▼

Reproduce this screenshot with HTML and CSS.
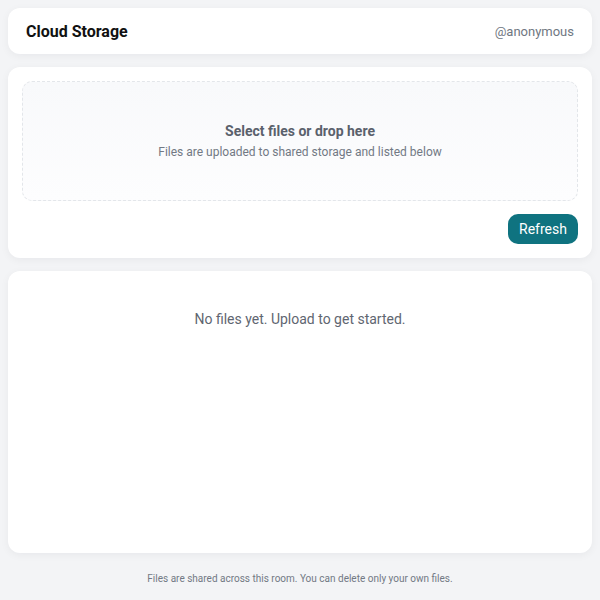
FILE: index.html
```html
<!DOCTYPE html>
<html lang="en">
<head>
  <meta charset="UTF-8" />
  <meta name="viewport" content="width=device-width, initial-scale=1" />
  <title>Cloud Storage</title>
  <link rel="stylesheet" href="styles.css">
</head>
<body>
  <div class="page">
    <div class="header card">
      <h1>Cloud Storage</h1>
      <span class="user">@anonymous</span>
    </div>

    <div class="upload card">
      <label class="dropzone">
        <input type="file" multiple />
        <div class="drop-title">Select files or drop here</div>
        <div class="drop-sub">Files are uploaded to shared storage and listed below</div>
      </label>
      <div class="actions">
        <button class="btn">Refresh</button>
      </div>
    </div>

    <div class="file-list card">
      <div class="empty">No files yet. Upload to get started.</div>
    </div>

    <div class="footer">Files are shared across this room. You can delete only your own files.</div>
  </div>
</body>
</html>
```

FILE: styles.css
```css
* {
  box-sizing: border-box;
}
html, body {
  height: 100%;
}
body {
  margin: 0;
  font-family: Roboto, "Liberation Sans", sans-serif;
  background: #f3f4f6;
  color: #111827;
}
.page {
  height: 100%;
  display: flex;
  flex-direction: column;
  gap: 13px;
  padding: 8px 8px 0;
}
.card {
  background: #fff;
  border-radius: 12px;
  box-shadow: 0 2px 8px rgba(17, 24, 39, 0.05);
}
.header {
  height: 46px;
  display: flex;
  align-items: center;
  justify-content: space-between;
  padding: 0 18px;
}
.header h1 {
  margin: 0;
  font-size: 16px;
  font-weight: 700;
  color: #111;
}
.user {
  font-size: 13px;
  color: #707782;
}
.upload {
  padding: 14px;
  display: flex;
  flex-direction: column;
  gap: 13px;
}
.dropzone {
  height: 120px;
  border: 1px dashed #e3e6ea;
  border-radius: 10px;
  background: linear-gradient(#f8f9fb, #fdfdfe);
  display: flex;
  flex-direction: column;
  align-items: center;
  justify-content: center;
  gap: 6px;
  cursor: pointer;
}
.dropzone input {
  display: none;
}
.drop-title {
  font-size: 14px;
  font-weight: 700;
  color: #5a616c;
}
.drop-sub {
  font-size: 12px;
  color: #727984;
}
.actions {
  display: flex;
  justify-content: flex-end;
}
.btn {
  height: 30px;
  width: 70px;
  border: none;
  border-radius: 10px;
  background: #0f7380;
  color: #fff;
  font-family: inherit;
  font-size: 14px;
  cursor: pointer;
}
.file-list {
  flex: 1;
  padding: 38px 14px;
}
.empty {
  text-align: center;
  font-size: 14px;
  line-height: 20px;
  color: #5f6671;
}
.footer {
  text-align: center;
  font-size: 10px;
  line-height: 16px;
  color: #727984;
  padding: 5px 0 13px;
}
```
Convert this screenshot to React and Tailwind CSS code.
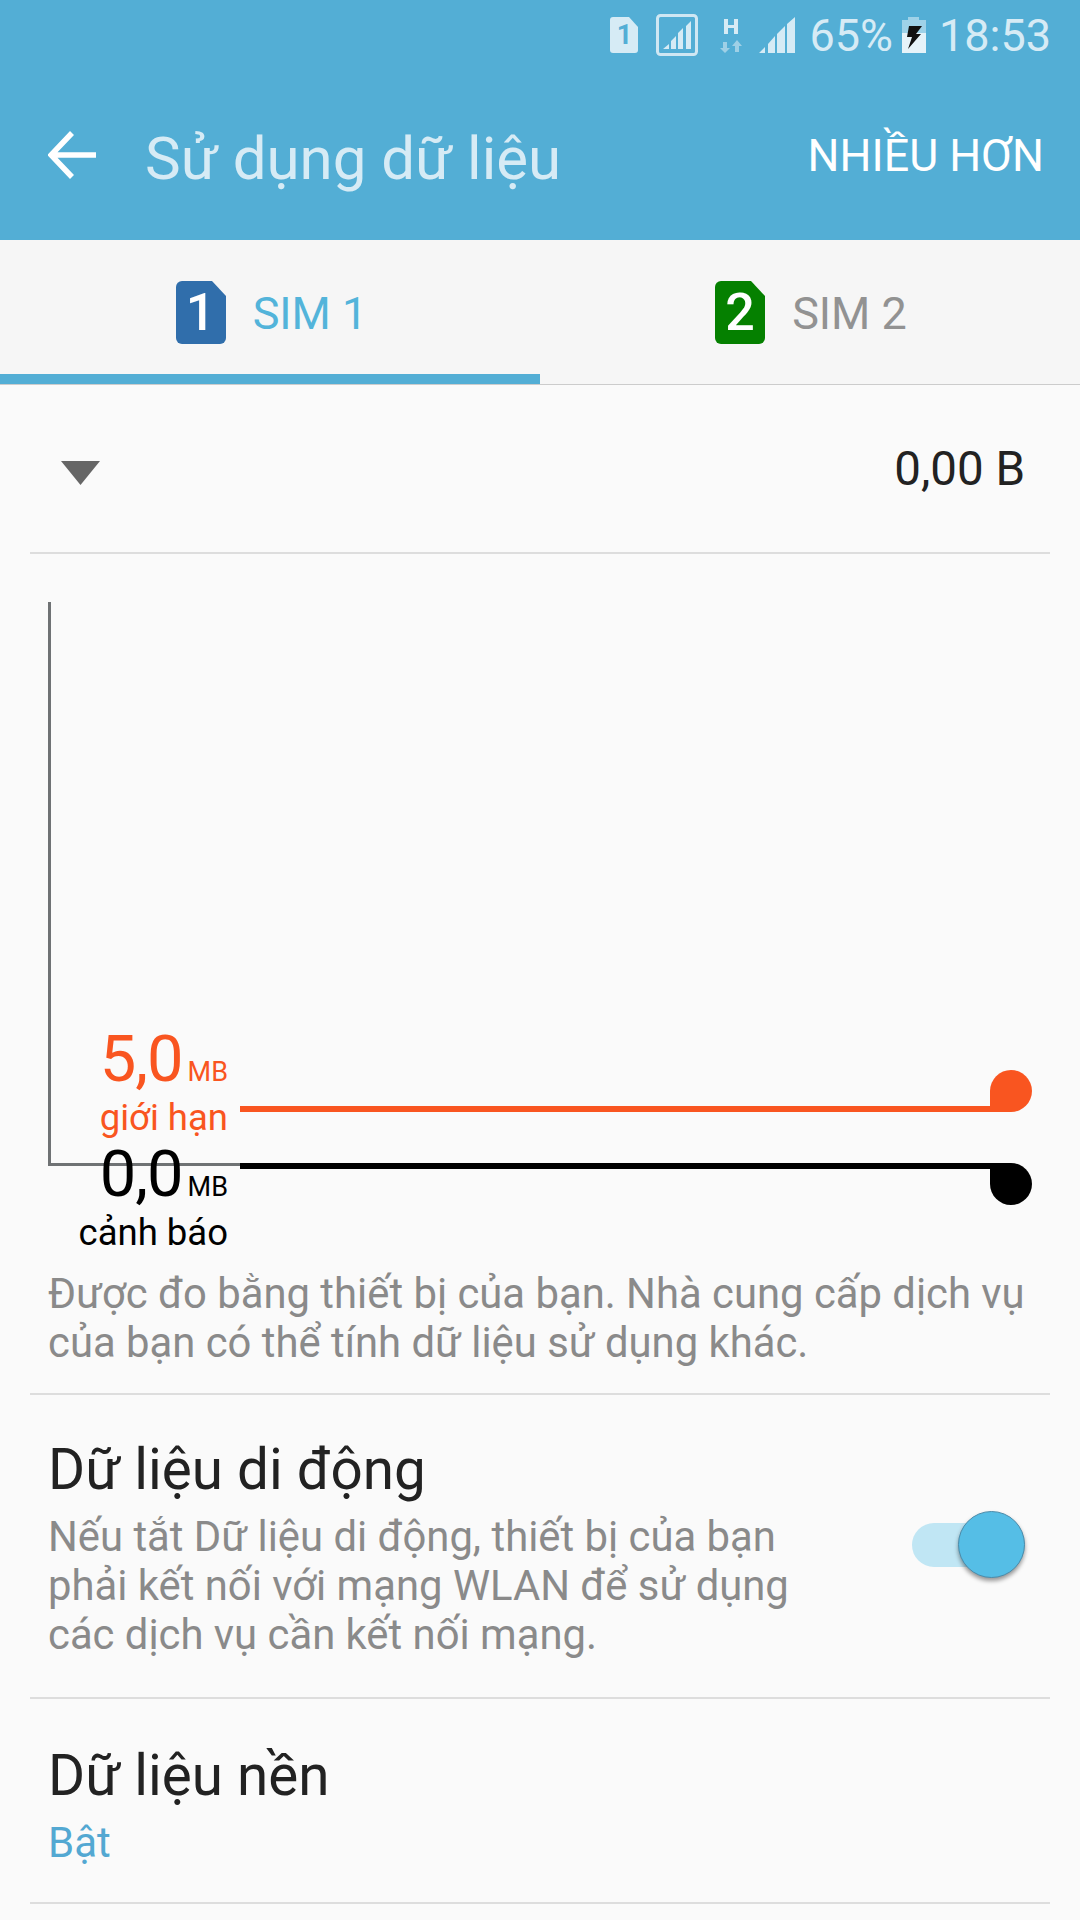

▲

Reproduce the material word for word. Any pictures should be left out of the copy.

### Written response
Reproduce this screenshot with HTML and CSS.
FILE: index.html
```html
<!DOCTYPE html>
<html lang="en">
<head>
  <meta charset="UTF-8" />
  <meta name="viewport" content="width=device-width, initial-scale=1" />
  <title>Cloud Storage</title>
  <link rel="stylesheet" href="styles.css">
</head>
<body>
  <div class="page">
    <div class="header card">
      <h1>Cloud Storage</h1>
      <span class="user">@anonymous</span>
    </div>

    <div class="upload card">
      <label class="dropzone">
        <input type="file" multiple />
        <div class="drop-title">Select files or drop here</div>
        <div class="drop-sub">Files are uploaded to shared storage and listed below</div>
      </label>
      <div class="actions">
        <button class="btn">Refresh</button>
      </div>
    </div>

    <div class="file-list card">
      <div class="empty">No files yet. Upload to get started.</div>
    </div>

    <div class="footer">Files are shared across this room. You can delete only your own files.</div>
  </div>
</body>
</html>
```

FILE: styles.css
```css
* {
  box-sizing: border-box;
}
html, body {
  height: 100%;
}
body {
  margin: 0;
  font-family: Roboto, "Liberation Sans", sans-serif;
  background: #f3f4f6;
  color: #111827;
}
.page {
  height: 100%;
  display: flex;
  flex-direction: column;
  gap: 13px;
  padding: 8px 8px 0;
}
.card {
  background: #fff;
  border-radius: 12px;
  box-shadow: 0 2px 8px rgba(17, 24, 39, 0.05);
}
.header {
  height: 46px;
  display: flex;
  align-items: center;
  justify-content: space-between;
  padding: 0 18px;
}
.header h1 {
  margin: 0;
  font-size: 16px;
  font-weight: 700;
  color: #111;
}
.user {
  font-size: 13px;
  color: #707782;
}
.upload {
  padding: 14px;
  display: flex;
  flex-direction: column;
  gap: 13px;
}
.dropzone {
  height: 120px;
  border: 1px dashed #e3e6ea;
  border-radius: 10px;
  background: linear-gradient(#f8f9fb, #fdfdfe);
  display: flex;
  flex-direction: column;
  align-items: center;
  justify-content: center;
  gap: 6px;
  cursor: pointer;
}
.dropzone input {
  display: none;
}
.drop-title {
  font-size: 14px;
  font-weight: 700;
  color: #5a616c;
}
.drop-sub {
  font-size: 12px;
  color: #727984;
}
.actions {
  display: flex;
  justify-content: flex-end;
}
.btn {
  height: 30px;
  width: 70px;
  border: none;
  border-radius: 10px;
  background: #0f7380;
  color: #fff;
  font-family: inherit;
  font-size: 14px;
  cursor: pointer;
}
.file-list {
  flex: 1;
  padding: 38px 14px;
}
.empty {
  text-align: center;
  font-size: 14px;
  line-height: 20px;
  color: #5f6671;
}
.footer {
  text-align: center;
  font-size: 10px;
  line-height: 16px;
  color: #727984;
  padding: 5px 0 13px;
}
```
Convert this screenshot to React and Tailwind CSS code.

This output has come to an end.